Your goal.
Leave out any picture and return the remaining listing below exactly as given.

::::::

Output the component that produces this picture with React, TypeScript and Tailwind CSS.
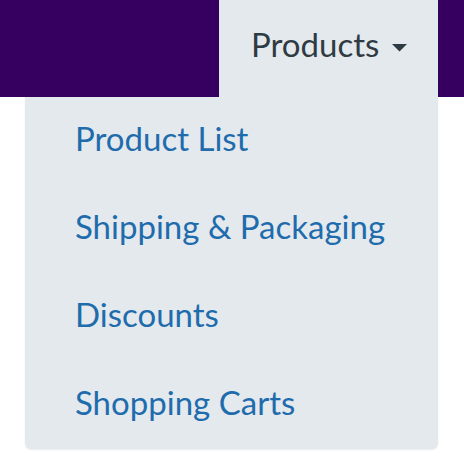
import React from "react";

const items = ["Product List", "Shipping & Packaging", "Discounts", "Shopping Carts"];

const App: React.FC = () => {
  return (
    <div
      className="w-[464px] h-[474px] bg-white overflow-hidden"
      style={{ fontFamily: "Lato, 'Open Sans', sans-serif" }}
    >
      <header className="h-[97px] bg-[#350060] flex justify-end pr-[26px]">
        <button className="w-[219px] h-[97px] bg-[#e4e9ee] flex items-start pt-[22px] pl-[32px] text-[33px] leading-[44px] text-[#2f3b42]">
          Products
          <svg className="ml-[13px] mt-[22px]" width="15" height="8" viewBox="0 0 15 8">
            <path d="M0 0 L15 0 L7.5 7.5 Z" fill="#2f3b42" />
          </svg>
        </button>
      </header>
      <nav className="ml-[25px] mr-[26px] bg-[#e4e9ee] rounded-b-md shadow-[0_1px_2px_rgba(0,0,0,0.08)]">
        <ul>
          {items.map((item) => (
            <li key={item} className="pl-[50px] h-[88px] pb-[7px] flex items-center">
              <a href="#" className="text-[33px] leading-[40px] text-[#1f6cad]">
                {item}
              </a>
            </li>
          ))}
        </ul>
      </nav>
    </div>
  );
};

export default App;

::::::

Solution.
Output the component that produces this picture with React, TypeScript and Tailwind CSS.
import React from "react";

const items = ["Product List", "Shipping & Packaging", "Discounts", "Shopping Carts"];

const App: React.FC = () => {
  return (
    <div
      className="w-[464px] h-[474px] bg-white overflow-hidden"
      style={{ fontFamily: "Lato, 'Open Sans', sans-serif" }}
    >
      <header className="h-[97px] bg-[#350060] flex justify-end pr-[26px]">
        <button className="w-[219px] h-[97px] bg-[#e4e9ee] flex items-start pt-[22px] pl-[32px] text-[33px] leading-[44px] text-[#2f3b42]">
          Products
          <svg className="ml-[13px] mt-[22px]" width="15" height="8" viewBox="0 0 15 8">
            <path d="M0 0 L15 0 L7.5 7.5 Z" fill="#2f3b42" />
          </svg>
        </button>
      </header>
      <nav className="ml-[25px] mr-[26px] bg-[#e4e9ee] rounded-b-md shadow-[0_1px_2px_rgba(0,0,0,0.08)]">
        <ul>
          {items.map((item) => (
            <li key={item} className="pl-[50px] h-[88px] pb-[7px] flex items-center">
              <a href="#" className="text-[33px] leading-[40px] text-[#1f6cad]">
                {item}
              </a>
            </li>
          ))}
        </ul>
      </nav>
    </div>
  );
};

export default App;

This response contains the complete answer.